8. Il résulte de tout ce qui précède que M. et Mme B... ne sont pas fondés à soutenir que c'est à tort que, par le jugement attaqué, le tribunal administratif de Nantes a rejeté leur demande. Par suite, leurs conclusions présentées aux fins d'injonction et au titre des frais d'instance ne peuvent qu'être rejetées.
D E C I D E :
Article 1er : La requête de M. et Mme B... est rejetée.
Article 2 : Le présent arrêt sera notifié à M. C... B..., à Mme A... D... épouse B... et au ministre de l'intérieur.

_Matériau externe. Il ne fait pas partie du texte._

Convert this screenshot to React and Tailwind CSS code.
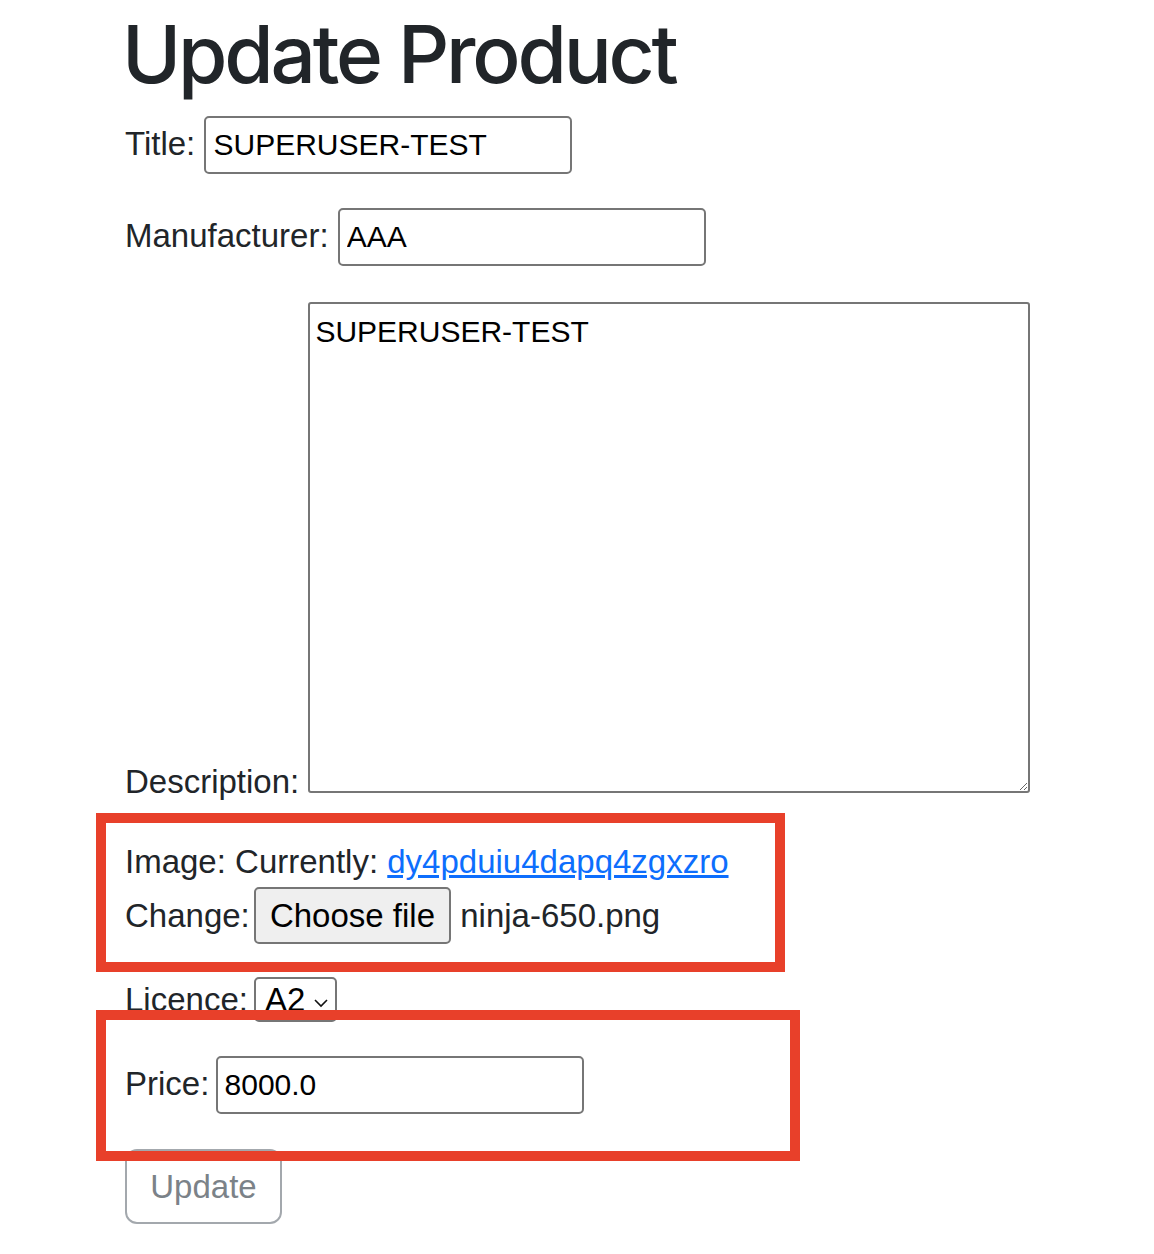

Délibéré après l'audience du 27 mars 2025, à laquelle siégeaient :
- M. Degommier, président de chambre,
- M. Rivas, président assesseur,
- Mme Ody, première conseillère.
Rendu public par mise à disposition au greffe le 15 avril 2025.
Le rapporteur,
C. RIVAS
Le président,
S. DEGOMMIER
Le greffier,
C. GOY
La République mande et ordonne au ministre de l'intérieur en ce qui le concerne, et à tous commissaires de justice à ce requis en ce qui concerne les voies de droit commun contre les parties privées, de pourvoir à l'exécution de la présente décision.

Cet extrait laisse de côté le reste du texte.